The glorious adventure started last night, in the Main University Library Stacks. Backing up a bit more... in some conversations I will leave nameless for the moment, the subject of the current provost and his enthusiasm for undergraduate education (or more to the point, his lack thereof) came up, and so I decided to look him up. Turns out he's only been here since 1998. At any rate, on his page was a link to the latest accreditation report for UIUC. I started reading it, and it goes on and on about the need for better library facilities. They ain't kidding. Now, UIUC has all sorts of interesting books (I noticed the Encyclopedia Tibetica while I was in there last night, for starters) but they sure aren't easy to get to. To be permitted to go into the main library stacks at ALL, you have to either be a staff or a graduate student. Regular plebian students have to request exactly the books they want and have someone bring them down - no browsing, and not nearly as much fun. So, I whipped out the ol' blue staff ID and went on in. They gave me a map, which is good 'cuz it's a maze in there. You enter on the fifth floor, and then go down, if you want to find old LIFE magazines, which is what I was in there for. The floors are sort of half floors, and staggered. The shelves are big, and metal, and there's no one around, and there is tape outlining where you can walk, and where I was, half the bulbs were burnt out, and the ceiling is anyways right above your head, and then every so often there's a bathroom with a special area outlined in dark blue tape that is marked as being a "tornado safety zone." Luckily the light blue tape outlining the fire safety zone exactly coincides with it 'cuz I'd hate to have to make such a tough choice. A coupla floors away from the Mysterious Bathroom in the Middle of Nowhere was a copier, and it was at that copier that I made all manner of delightful copies out of the LIFE magazines. Yes, they have LIFE magazines, Ladies' Home Journal, Collier's, Look, all those, plus copiers. Dream world, this is. Of course, the copier was reminiscient of the sort of aging, featureless, low toner, dusty thing you find in the lobby of the local A&P, but at least they had one. Still, I gotta wonder - this place has enough bux to pay the basketball coach $900K a year, and they can't get some better copiers? Geez. You'd almost think this wasn't an Institute of Higher Education, or something...

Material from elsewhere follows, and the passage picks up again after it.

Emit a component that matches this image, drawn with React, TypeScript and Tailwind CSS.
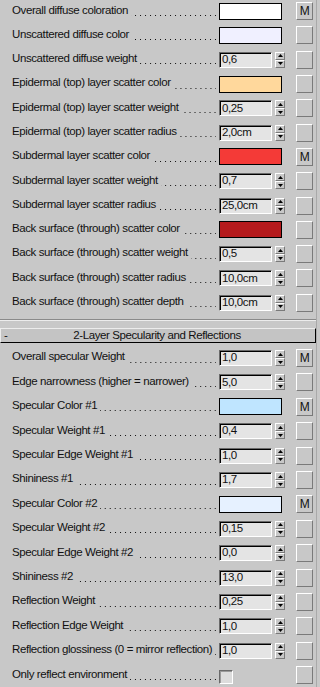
type Row = {
  label: string
  color?: string
  value?: string
  m?: boolean
  check?: boolean
}

const diffuse: Row[] = [
  { label: 'Overall diffuse coloration', color: '#ffffff', m: true },
  { label: 'Unscattered diffuse color', color: '#f0f0ff' },
  { label: 'Unscattered diffuse weight', value: '0,6' },
  { label: 'Epidermal (top) layer scatter color', color: '#ffd89c' },
  { label: 'Epidermal (top) layer scatter weight', value: '0,25' },
  { label: 'Epidermal (top) layer scatter radius', value: '2,0cm' },
  { label: 'Subdermal layer scatter color', color: '#f43a37', m: true },
  { label: 'Subdermal layer scatter weight', value: '0,7' },
  { label: 'Subdermal layer scatter radius', value: '25,0cm' },
  { label: 'Back surface (through) scatter color', color: '#b51a1c' },
  { label: 'Back surface (through) scatter weight', value: '0,5' },
  { label: 'Back surface (through) scatter radius', value: '10,0cm' },
  { label: 'Back surface (through) scatter depth', value: '10,0cm' },
]

const specular: Row[] = [
  { label: 'Overall specular Weight', value: '1,0', m: true },
  { label: 'Edge narrowness (higher = narrower)', value: '5,0' },
  { label: 'Specular Color #1', color: '#bfe5ff', m: true },
  { label: 'Specular Weight #1', value: '0,4' },
  { label: 'Specular Edge Weight #1', value: '1,0' },
  { label: 'Shininess #1', value: '1,7' },
  { label: 'Specular Color #2', color: '#e6f1ff', m: true },
  { label: 'Specular Weight #2', value: '0,15' },
  { label: 'Specular Edge Weight #2', value: '0,0' },
  { label: 'Shininess #2', value: '13,0' },
  { label: 'Reflection Weight', value: '0,25' },
  { label: 'Reflection Edge Weight', value: '1,0' },
  { label: 'Reflection glossiness (0 = mirror reflection)', value: '1,0' },
  { label: 'Only reflect environment', check: true },
]

function Spinner() {
  return (
    <div className="ml-[3px] flex h-[16px] w-[10px] flex-col">
      <div className="flex h-[8px] items-center justify-center border border-t-white border-l-white border-r-[#7a7a7a] border-b-[#7a7a7a]">
        <svg width="5" height="3" viewBox="0 0 5 3">
          <path d="M2.5 0 L5 3 L0 3 Z" fill="#000" />
        </svg>
      </div>
      <div className="flex h-[8px] items-center justify-center border border-t-white border-l-white border-r-[#7a7a7a] border-b-[#7a7a7a]">
        <svg width="5" height="3" viewBox="0 0 5 3">
          <path d="M0 0 L5 0 L2.5 3 Z" fill="#000" />
        </svg>
      </div>
    </div>
  )
}

function ParamRow({ row, h }: { row: Row; h: string }) {
  return (
    <div className={`flex items-center pl-[12px] ${h}`}>
      {/* label + dot leader */}
      <div className="mb-[2px] flex w-[204px] items-end whitespace-nowrap">
        <span className="shrink-0">{row.label}</span>
        <div className="mb-[3px] ml-[3px] h-px flex-1 bg-[linear-gradient(to_left,#111_1px,transparent_1px)] bg-[length:5px_1px] bg-right bg-repeat-x" />
      </div>

      <div className="ml-[3px] flex w-[66px] items-center">
        {row.color && (
          <div className="h-[17px] w-[63px] border border-black" style={{ background: row.color }} />
        )}
        {row.value && (
          <>
            <div className="flex h-[16px] w-[53px] items-center border border-t-[#6a6a6a] border-l-[#6a6a6a] border-r-white border-b-white bg-[#e4e4e4] pl-[2px] leading-none shadow-[inset_1px_1px_0_#000]">
              {row.value}
            </div>
            <Spinner />
          </>
        )}
        {row.check && (
          <div className="mt-[3px] h-[14px] w-[14px] border border-t-[#6a6a6a] border-l-[#6a6a6a] border-r-white border-b-white bg-[#dcdcdc] shadow-[inset_1px_1px_0_#9a9a9a]" />
        )}
      </div>

      <div className="ml-[11px] flex h-[18px] w-[17px] items-center justify-center border border-t-white border-l-white border-r-[#7a7a7a] border-b-[#7a7a7a] text-[12px] leading-none">
        {row.m ? 'M' : ''}
      </div>
    </div>
  )
}

export default function App() {
  return (
    <div className="relative h-[687px] w-[320px] overflow-hidden bg-[#c8c8c8] font-['Liberation_Sans',Arial,sans-serif] text-[11.5px] tracking-[-0.4px] text-[#111]">
      <div className="w-[317px] border-r border-r-[#a9a9a9]">
        {/* Diffuse / scatter rollout */}
        <div className="mt-[-1px]">
          {diffuse.map((row, i) => (
            <ParamRow key={i} row={row} h="h-[24.3px]" />
          ))}
        </div>

        {/* divider */}
        <div className="mt-[4px] h-px w-[316px] bg-[#8a8a8a]" />
        <div className="h-px w-[316px] bg-[#ececec]" />

        {/* Rollout header */}
        <div className="mt-[7px] flex h-[15px] w-[316px] items-center border border-t-[#ececec] border-l-[#ececec] border-r-black border-b-black bg-[#c4c4c4] leading-none">
          <span className="w-[12px] pl-[3px]">-</span>
          <span className="flex-1 pr-[14px] text-center">2-Layer Specularity and Reflections</span>
        </div>

        {/* Specular rollout */}
        <div className="mt-[3px]">
          {specular.map((row, i) => (
            <ParamRow key={i} row={row} h="h-[24.4px]" />
          ))}
        </div>

        <div className="h-px w-[316px] bg-[#8a8a8a]" />
        <div className="h-px w-[316px] bg-[#ececec]" />
      </div>
    </div>
  )
}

I'd gone after the LIFE magazines in search of more collage fodder. Copies are fine for that, because the final products of my collages usually end up as photocopy art anyways. But, last weekend, I hit the motherlode of collage fodder at the Caffe Paradiso. Someone dropped off stacks and stacks and stacks of old magazines, no LIFEs but lots of women's magazines, tons of old Newsweeks from the 1970's (back when it still had content). I saw the issue with George Will's first column, every bit as annoying as his current stuff, but a bit more entertaining, read about the 1976 election (last time I read about the 1976 election it was in the Weekly Reader at school). There were Better Homes and Gardens from the 50s, 60s, 70s... and they were ripped up, people had taken pages out, so the coffee people said sure, I could cut them up, no problem. There went Sunday, I spent the entire day in there, just me and the X-acto knife, harvesting. Mmm. Great stuff.

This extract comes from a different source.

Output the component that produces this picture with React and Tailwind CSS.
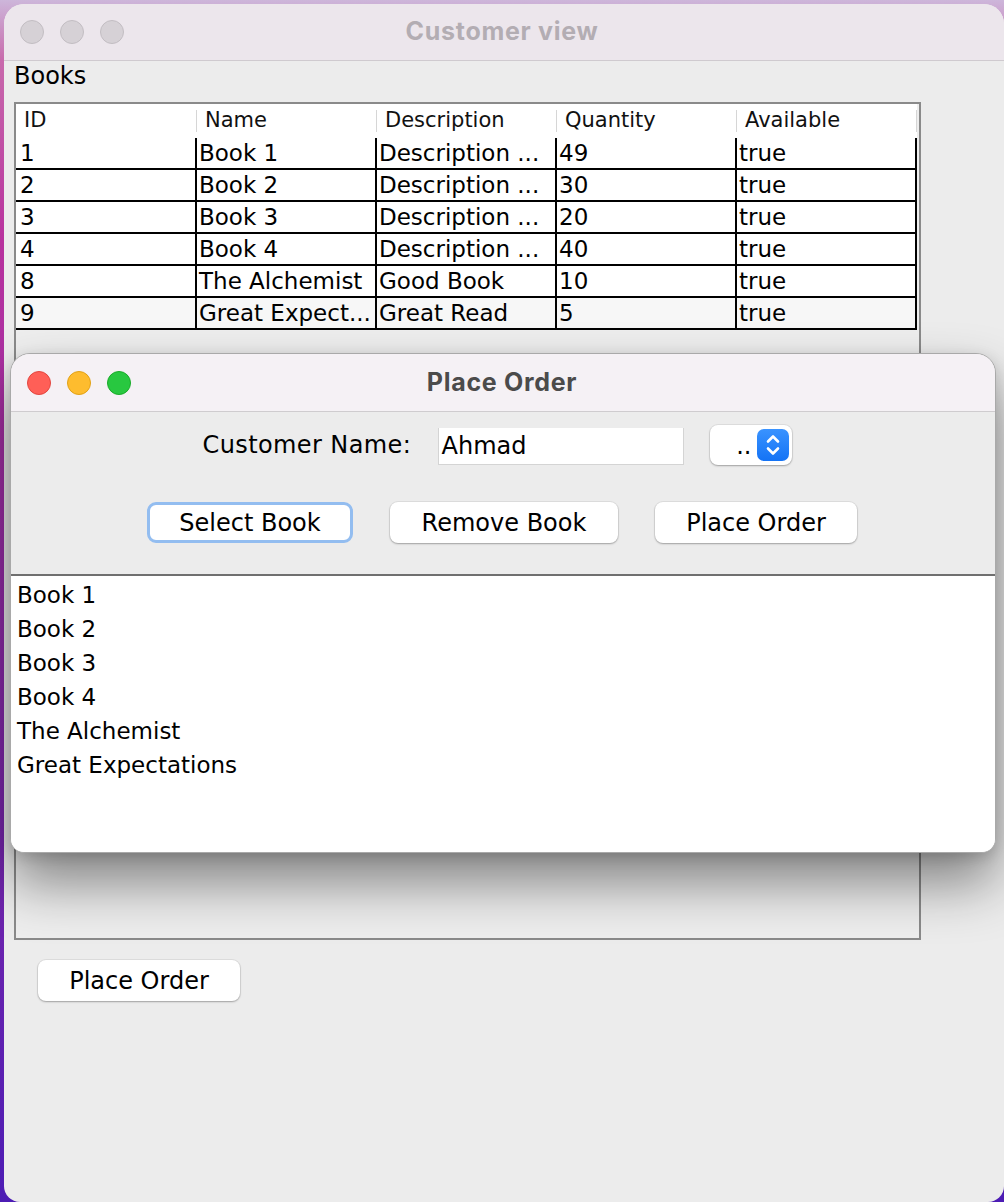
import React from 'react';

const books = [
  { id: 1, name: 'Book 1', desc: 'Description ...', qty: 49, avail: 'true' },
  { id: 2, name: 'Book 2', desc: 'Description ...', qty: 30, avail: 'true' },
  { id: 3, name: 'Book 3', desc: 'Description ...', qty: 20, avail: 'true' },
  { id: 4, name: 'Book 4', desc: 'Description ...', qty: 40, avail: 'true' },
  { id: 8, name: 'The Alchemist', desc: 'Good Book', qty: 10, avail: 'true' },
  { id: 9, name: 'Great Expect...', desc: 'Great Read', qty: 5, avail: 'true' },
];

const selected = ['Book 1', 'Book 2', 'Book 3', 'Book 4', 'The Alchemist', 'Great Expectations'];

const columns = ['ID', 'Name', 'Description', 'Quantity', 'Available'];

// mac style push button
const MacButton = ({ children, width, focused }) => (
  <div
    className={
      focused
        ? 'h-[41px] rounded-[9px] border-[3px] border-[#93bdf0] bg-white flex items-center justify-center'
        : 'h-[41px] rounded-[8px] bg-white shadow-[0_1px_2px_rgba(0,0,0,0.28),0_0_0_1px_rgba(0,0,0,0.06)] flex items-center justify-center'
    }
    style={{ width }}
  >
    <span className="text-[24px] leading-none text-black">{children}</span>
  </div>
);

const TrafficLights = ({ active }) => (
  <div className="flex gap-[16px]">
    {active ? (
      <>
        <span className="w-[24px] h-[24px] rounded-full bg-[#ff5f57] border border-[#e2463f]" />
        <span className="w-[24px] h-[24px] rounded-full bg-[#febc2e] border border-[#e1a116]" />
        <span className="w-[24px] h-[24px] rounded-full bg-[#28c840] border border-[#1aab29]" />
      </>
    ) : (
      <>
        <span className="w-[24px] h-[24px] rounded-full bg-[#d6d1d6] border border-[#c2bdc2]" />
        <span className="w-[24px] h-[24px] rounded-full bg-[#d6d1d6] border border-[#c2bdc2]" />
        <span className="w-[24px] h-[24px] rounded-full bg-[#d6d1d6] border border-[#c2bdc2]" />
      </>
    )}
  </div>
);

const App = () => {
  return (
    <div className="relative w-[1004px] h-[1202px] overflow-hidden pt-[4px] pl-[4px] bg-[linear-gradient(180deg,#cdb6da_0%,#c86aac_5%,#b8329e_20%,#8a2aa8_55%,#4c1cb4_100%)] font-['DejaVu_Sans',sans-serif] text-black">
      {/* Customer view window */}
      <div className="w-[1000px] h-[1198px] rounded-t-[20px] rounded-b-[16px] bg-[#ececec] overflow-hidden flex flex-col">
        <div className="relative h-[57px] shrink-0 bg-[#ece6ec] border-b border-[#cfcacf] flex items-center pl-[16px]">
          <TrafficLights />
          <div className="absolute inset-0 flex items-center justify-center pr-[4px] font-['Inter',sans-serif] font-bold text-[25px] text-[#b3adb3] tracking-[0.7px]">
            Customer view
          </div>
        </div>

        <div className="h-[41px] px-[10px] pt-[1px] text-[24px] leading-[28px]">Books</div>

        <div className="ml-[10px] w-[907px] h-[838px] border-2 border-[#8a8a8a] bg-[#eeeeee]">
          <div className="w-[901px] bg-white">
            <div className="grid grid-cols-[181px_180px_180px_180px_180px] h-[34px]">
              {columns.map((c) => (
                <div key={c} className="relative pl-[8px] text-[21px] leading-[33px] text-[#111]">
                  {c}
                  <span className="absolute right-0 top-[6px] h-[22px] w-px bg-[#d6d6d6]" />
                </div>
              ))}
            </div>
            {books.map((b, i) => (
              <div
                key={b.id}
                className={
                  'grid grid-cols-[181px_180px_180px_180px_180px] h-[32px] border-b-2 border-black ' +
                  (i === books.length - 1 ? 'bg-[#f7f7f7]' : 'bg-white')
                }
              >
                {[b.id, b.name, b.desc, b.qty, b.avail].map((v, j) => (
                  <div
                    key={j}
                    className={
                      'border-r-2 border-black text-[23px] leading-[30px] whitespace-nowrap overflow-hidden ' +
                      (j === 0 ? 'pl-[4px]' : 'pl-[2px]')
                    }
                  >
                    {v}
                  </div>
                ))}
              </div>
            ))}
          </div>
        </div>

        <div className="mt-[20px] ml-[34px]">
          <MacButton width={202}>Place Order</MacButton>
        </div>
      </div>

      {/* Place Order dialog */}
      <div className="absolute left-[10px] top-[353px] w-[986px] h-[500px] rounded-t-[20px] rounded-b-[14px] bg-[#ececec] overflow-hidden flex flex-col border border-[#a9a9a9] shadow-[0_30px_55px_rgba(0,0,0,0.45),0_4px_14px_rgba(0,0,0,0.15)]">
        <div className="relative h-[58px] shrink-0 bg-[#f5f1f5] border-b border-[#cfcccf] flex items-center pl-[16px]">
          <TrafficLights active />
          <div className="absolute inset-0 flex items-center justify-center pr-[2px] font-['Inter',sans-serif] font-bold text-[25px] text-[#4b4b4b] tracking-[0.7px]">
            Place Order
          </div>
        </div>

        <div className="pt-[13px] h-[162px] shrink-0">
          <div className="flex items-center justify-center gap-[26px] pr-[12px] h-[40px]">
            <span className="w-[209px] text-[24px] tracking-[0.4px] whitespace-nowrap">Customer Name:</span>
            <div className="w-[246px] h-[37px] mt-[3px] bg-white border-l border-r border-b border-[#d4d4d4] pl-[3px] text-[24px] leading-[36px]">
              Ahmad
            </div>
            <div className="w-[82px] h-[40px] rounded-[8px] bg-white shadow-[0_1px_2px_rgba(0,0,0,0.28),0_0_0_1px_rgba(0,0,0,0.06)] flex items-center justify-end pr-[3px] gap-[5px]">
              <span className="text-[24px] leading-none mt-[2px]">..</span>
              <div className="w-[32px] h-[32px] rounded-[7px] bg-[linear-gradient(180deg,#3a93ff,#1473f5)] flex items-center justify-center">
                <svg width="18" height="26" viewBox="0 0 18 26" fill="none" stroke="white" strokeWidth="2.6" strokeLinecap="round" strokeLinejoin="round">
                  <path d="M4 9.5 L9 4.5 L14 9.5" />
                  <path d="M4 16.5 L9 21.5 L14 16.5" />
                </svg>
              </div>
            </div>
          </div>

          <div className="flex items-center justify-center gap-[37px] mt-[37px] pr-[2px]">
            <MacButton width={206} focused>Select Book</MacButton>
            <MacButton width={228}>Remove Book</MacButton>
            <MacButton width={202}>Place Order</MacButton>
          </div>
        </div>

        <div className="flex-1 bg-white border-t-2 border-[#6f6f6f] pt-[2px]">
          {selected.map((s) => (
            <div key={s} className="h-[34px] pl-[6px] text-[23px] leading-[34px]">
              {s}
            </div>
          ))}
        </div>
      </div>
    </div>
  );
};

export default App;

Today I spent some time using the above stuff to make some collages and informational handouts about the Free Trade Area for the Americas (now, you'd think such a big deal negotiations committee would have information on their official web site from later than 1998, but no, of course not, it's all under wraps and I had to go all over the web to copies of stuff on other sites. I know this page gets slow, but geez, they have actual PEOPLE. Anyways, that was some pleasant time spent, and then...

I saw a talk about architecture in Japan, particularly after the "bubble" burst. Wow. It was truly great. On the one hand, it was incredibly inspiring, wondrous stuff, the light, the plants, all of it was great, and the best part is, it's all public space. Yep, they have amazing sports stadiums there too, but they're all designed to be multipurpose community spaces, hold meetings, have lots of plants on and around them, and yeah, they manage to squeeze in luxury boxes TOO. Then, on the other hand it made me depressed thinking about the ugliness going on around here, but more than that, the fact that over here, at least right now, everything is private space - we're told that we're supposed to be okay with a lack of a public plaza because of course we have the mall, which is a simply perverse idea.

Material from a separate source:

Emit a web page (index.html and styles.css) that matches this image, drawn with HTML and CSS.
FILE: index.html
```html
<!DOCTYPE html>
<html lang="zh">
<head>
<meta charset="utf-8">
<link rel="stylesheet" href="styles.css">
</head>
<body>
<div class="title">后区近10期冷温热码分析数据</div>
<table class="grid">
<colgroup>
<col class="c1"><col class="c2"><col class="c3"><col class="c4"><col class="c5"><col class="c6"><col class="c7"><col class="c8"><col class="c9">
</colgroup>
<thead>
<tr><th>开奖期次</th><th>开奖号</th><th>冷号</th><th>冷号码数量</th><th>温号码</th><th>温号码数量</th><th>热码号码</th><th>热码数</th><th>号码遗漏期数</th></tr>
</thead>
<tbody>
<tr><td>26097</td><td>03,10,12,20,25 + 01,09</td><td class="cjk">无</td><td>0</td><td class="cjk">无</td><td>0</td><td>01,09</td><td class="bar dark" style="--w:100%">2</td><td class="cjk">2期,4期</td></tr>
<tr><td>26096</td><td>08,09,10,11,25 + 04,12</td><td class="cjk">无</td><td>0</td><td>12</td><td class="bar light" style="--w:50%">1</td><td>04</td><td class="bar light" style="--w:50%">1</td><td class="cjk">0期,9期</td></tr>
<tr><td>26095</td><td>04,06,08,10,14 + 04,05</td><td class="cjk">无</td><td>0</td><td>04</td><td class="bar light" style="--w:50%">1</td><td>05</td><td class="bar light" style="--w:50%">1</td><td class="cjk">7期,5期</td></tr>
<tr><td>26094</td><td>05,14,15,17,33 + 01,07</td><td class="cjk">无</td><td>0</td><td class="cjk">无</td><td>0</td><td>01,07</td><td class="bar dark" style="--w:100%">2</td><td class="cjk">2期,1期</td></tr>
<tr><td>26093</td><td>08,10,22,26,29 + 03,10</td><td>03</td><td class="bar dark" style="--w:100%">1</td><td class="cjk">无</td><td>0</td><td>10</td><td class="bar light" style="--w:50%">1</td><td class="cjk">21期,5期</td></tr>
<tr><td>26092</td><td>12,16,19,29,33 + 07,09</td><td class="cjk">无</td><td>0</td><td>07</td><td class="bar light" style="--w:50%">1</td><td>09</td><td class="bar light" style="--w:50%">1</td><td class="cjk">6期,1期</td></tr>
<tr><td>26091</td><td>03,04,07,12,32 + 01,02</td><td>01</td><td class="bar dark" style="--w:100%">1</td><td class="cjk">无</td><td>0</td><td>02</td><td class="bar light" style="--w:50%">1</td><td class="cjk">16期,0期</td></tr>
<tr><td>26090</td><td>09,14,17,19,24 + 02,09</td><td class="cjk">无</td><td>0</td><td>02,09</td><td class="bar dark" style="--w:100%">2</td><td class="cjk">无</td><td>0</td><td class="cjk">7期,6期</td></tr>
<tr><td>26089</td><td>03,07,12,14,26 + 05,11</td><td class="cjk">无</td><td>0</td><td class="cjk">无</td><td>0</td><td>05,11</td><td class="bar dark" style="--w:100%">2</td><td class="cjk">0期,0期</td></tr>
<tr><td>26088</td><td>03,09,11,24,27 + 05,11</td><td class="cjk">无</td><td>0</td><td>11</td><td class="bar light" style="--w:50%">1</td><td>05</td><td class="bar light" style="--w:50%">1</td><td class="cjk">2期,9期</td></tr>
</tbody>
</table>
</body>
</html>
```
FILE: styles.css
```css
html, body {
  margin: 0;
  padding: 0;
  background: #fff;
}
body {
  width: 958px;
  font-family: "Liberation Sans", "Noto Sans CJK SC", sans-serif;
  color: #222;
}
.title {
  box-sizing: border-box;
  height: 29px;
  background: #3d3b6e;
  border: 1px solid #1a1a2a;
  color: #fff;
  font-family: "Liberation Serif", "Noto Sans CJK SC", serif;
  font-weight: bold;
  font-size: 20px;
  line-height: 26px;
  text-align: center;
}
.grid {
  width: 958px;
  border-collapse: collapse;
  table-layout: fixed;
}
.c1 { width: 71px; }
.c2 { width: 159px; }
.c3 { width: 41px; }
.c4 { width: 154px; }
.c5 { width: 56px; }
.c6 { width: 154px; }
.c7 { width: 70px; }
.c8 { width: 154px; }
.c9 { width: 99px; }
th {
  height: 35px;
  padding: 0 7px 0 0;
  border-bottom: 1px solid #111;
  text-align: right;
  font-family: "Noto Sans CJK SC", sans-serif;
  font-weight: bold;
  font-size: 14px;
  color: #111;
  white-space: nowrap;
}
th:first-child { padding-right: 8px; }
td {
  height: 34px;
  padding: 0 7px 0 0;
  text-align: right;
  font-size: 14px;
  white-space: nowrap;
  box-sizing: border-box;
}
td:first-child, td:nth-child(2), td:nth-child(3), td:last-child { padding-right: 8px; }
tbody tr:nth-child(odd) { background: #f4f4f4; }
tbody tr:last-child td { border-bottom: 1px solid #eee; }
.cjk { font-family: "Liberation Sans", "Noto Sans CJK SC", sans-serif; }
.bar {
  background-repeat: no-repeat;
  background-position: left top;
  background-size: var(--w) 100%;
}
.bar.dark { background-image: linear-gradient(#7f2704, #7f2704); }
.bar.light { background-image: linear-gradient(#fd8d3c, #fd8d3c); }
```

After THAT, I got some new ink for my pen, the bright blue that is my favorite color but that no longer comes in cartridges. Got a whole bottle of it, wooo. And finally, printing out the Asahi Shinbun for the day to read later, it turns out that they are changing format, but as part of it, they are going to add a dictionary feature right there on the site. Not only that, but it will be the one from goo, which is the very one I use now. So I won't have to open up a special page for it, cool.

All told, a good day off.

3/14/2001: Wow. Most amazingly wow. I have found a page that lets me manipulate a live camera in front of various places such as the east exit of Shinjuku station in Tokyo, Sakuragicho, Hayama Marina, etc. Wow. It requires a viewer which is easy to install, from Canon. The site is in Japanese but there's links to an English site which is probably similar. Once you install the viewer, you can surf on over to sites like in front of the Shinjuku station or even Maiko net live camera. No, that's NOT any kinda cam on ME, that's a cam in the Maiko section of Kobe, showing the Akashi Kaikyo Ohashi which is the longest suspension bridge in the world that I visited on my vacation last summer. You can view a picture we took of the bridge right here. Live camera. No kidding. You can control the camera, or if you aren't controlling it, you see the panning of whoever IS. Looking at it while at work, it's mainly night, I can see all the neon and crowds thronging around and then it dies down to taxis, and the neon is turned off, and there's a big clock saying it's 3:34 AM and there's one lonely person crossing the street, then stuff starts to wake up again around 5 AM, right now there's a huge construction project going on. Wow. I will never pick my nose on that street again, that's for sure... I've been on that street many, many times. I used to walk right by that building on the way to a job. Makes me wanna jump right through my screen, it does, or at least start planning this year's visit...

Then while I was surfing around I found another cool site that has MIDI files of all the "train is leaving now" music played on the JR train lines in the Tokyo area, and a site that has .rm files of all the announcement voices, and the sounds of the tracks, and saying what station is next. Wow. Combine all that with some old Japanese TV show theme songs I found on napster last week, and we can time travel right here from the desk. Hoo. Gotta love the internet.

In other news, I have finally finished cleaning/organizing my living room and front room. Yep, all the books are put away, the music is put away, the shelves are all up, filled with art stuph, my desk is cleaned out and files organized in there... finally I can do something at home other than clean my house.